Smells are incredibly important. We all know (partly thanks to Proust) how evocative smells can be. Certain smells can transport you back to a different time and place with much more immediate effect than other sensory data.
What I find fascinating, though, is how people smell different and how perfumes react with an individual’s own smell to produce different results from person to person. Most people I know have tried a perfume that smellt really lovely when a friend wore it and turns out horrible on themselves. This is why you should always try a perfume on yourself rather than on one of those silly little paper strips, and why you should leave it on your wrist for at least half an hour before you decide whether you want to buy it or not.
Really.
The topic came up because I bought a deodorant yesterday. Not an unusual occurrence, obviously, but I thought I’d try a new one, which has turned out to be a big mistake.

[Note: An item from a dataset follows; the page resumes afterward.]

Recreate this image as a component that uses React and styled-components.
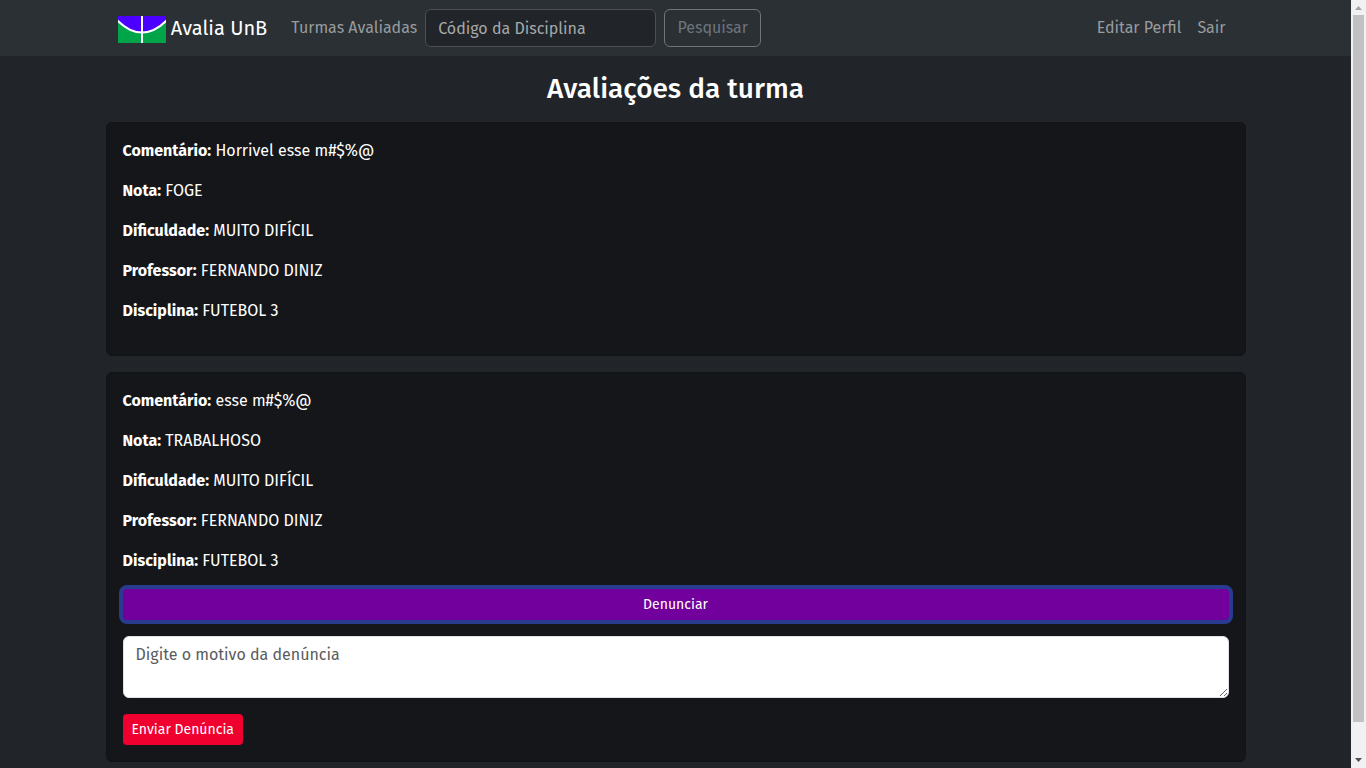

It has obviously clashed seriously with my personal chemistry and now smells totally icky. Instead of “perfume” or “sweat” I smell of disinfectant mixed with that smell blackboard sponges get when they get old – mouldy moistness. Not good. I would have preferred “sweat”. Need to go shopping. Definitely need to throw yesterday’s buy in the bin.
Incidentally, I have another deodorant at home that I am unable to use, too. Not because it smells icky, but because it smells all wrong. It’s a Ldh (or whatever) and it actually smells of hand cream. I’m sorry, but armpits are just not supposed to smell of hand cream, that just majorly confuses the brain and my brain is having a tough enough time as it is.